Now, of course, the devil’s advocates will claim that we should give these kids a pass because they are receiving a first-rate education. That might be the case but that degree, if they earn one, will provide little protection during an encounter with someone claiming their right-to-kill under a stand your ground doctrine. The very schools our young men and women are competing for in these states produce the alumni who go on to serve in the legislature who sponsor these statutes and lobbyists who push for these laws. And they yield alumni and athletic boosters who contribute to the legislators behind these laws and support the law enforcement officials who enforce them and the judges who uphold them.

It is a cruel irony that in places where these laws undoubtedly endanger all citizens, but are particularly threatening to Black youth, and Black men are no doubt in the crosshairs, it is Black athletes who are driving prosperity for public universities in many instances. We think it’s time to suggest a different choice for our gifted young athletes.

Clearly, the U.S Supreme Court in its ruling in Fisher v. University of Texas at Austin sent a clear message that institutions of higher education will be held to a higher scrutiny when using race to expand diversity on campus. And many of these states are working to restrict voting rights through Voter ID laws. The Supreme Court ruling in Fisher combined with the trend of adopting “stand your ground” and Voter ID laws are a clear message to Black youth that their presence is not wanted unless they can score touchdowns or make baskets or run like the wind on a track, or perform at an elite level in some other sport. We need not be the entertainment for the oppressor.

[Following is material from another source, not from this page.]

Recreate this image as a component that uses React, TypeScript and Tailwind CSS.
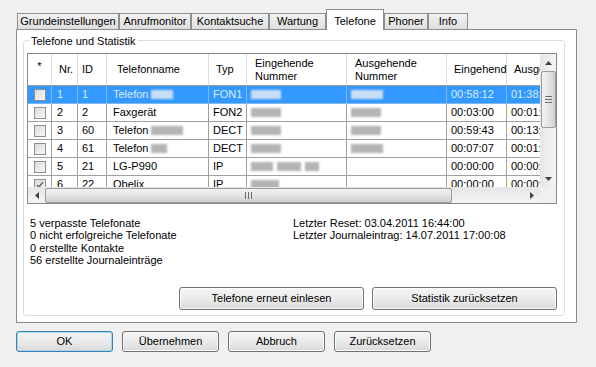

Here is a novel idea. Since you now have a choice, when during Jim Crow you had one option, we hope more Black athletes will begin to choose historically Black colleges over white universities in these states. The history behind our HBCUs is glorious and the alumni they have produced are beyond impressive. A return “home” by Black athletes would cause many of these white universities to hemorrhage and provided a tremendous boost to Black college enrollment and revenues. We hope our nation’s historically Black colleges and universities are paying attention, and will make a concerted effort to convince our young athletes that an HBCU campus is a better life choice.